Spielberg gives us a few fun, amusing montages showing young Sam making westerns or war pictures, but they don’t seem central. The Fabelmans uses the filmmaking sequences to bring out the theme of compassion through one’s art, and that isn’t confined to movies. Spielberg’s handling of the kid who punches Sam is interesting and worth discussing. Filming his senior class’ “ditch day” at the beach, Sam could easily make the kid look foolish, but instead the camera lingers on the kid’s shirtless virtuosity at the volleyball net. After the movie screens for the class, the kid, upset, doesn’t understand why Sam filmed him so iconically. Sam doesn’t either. Sometimes the camera knows what it likes, and sometimes it likes bullies. The script by Spielberg and Tony Kushner has these sorts of ambiguities running all through it.
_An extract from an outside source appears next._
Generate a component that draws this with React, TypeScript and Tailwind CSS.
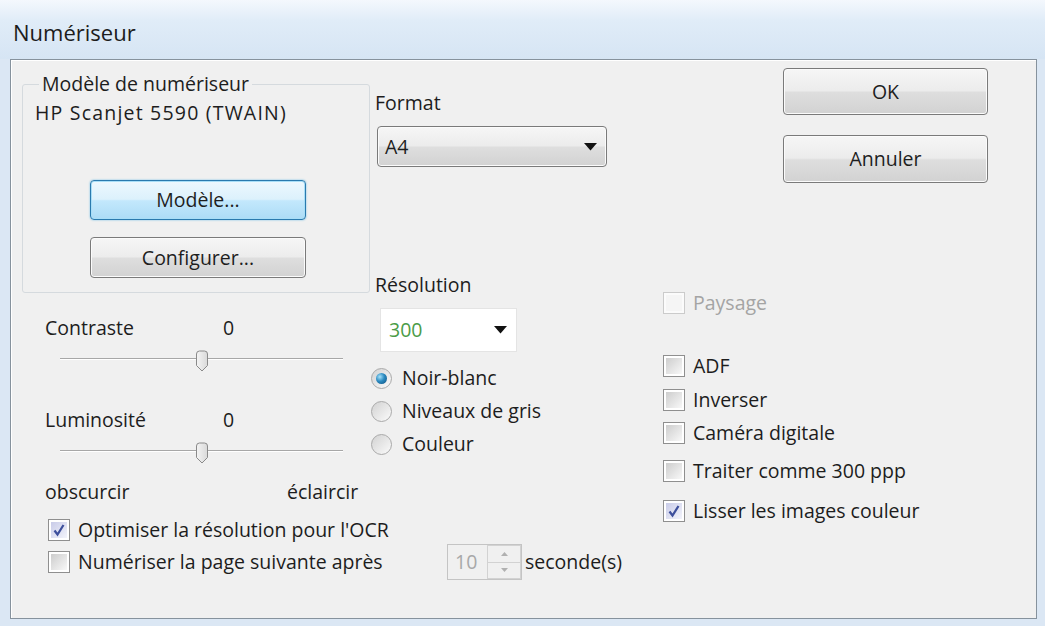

Spielberg’s direction is clean and free of unnecessary motion. He takes a page from John Ford (wonderfully embodied here by David Lynch), who crustily advises young Sam to pay attention to the horizon in his shots. The horizon’s placement, as the director of The Searchers knew, can lock in a thousand words in one image, and Spielberg does likewise here. In The Searchers, the famous last shot contains John Wayne in a narrow frame formed by a doorway and the horizon, suggesting his character’s ethos is better off boxed up or buried. Spielberg turns the horizon into a quick visual joke that nonetheless tilts up to offer Sam the sky and all its limits. It’s a generous, smoothly rendered work, among Spielberg’s best.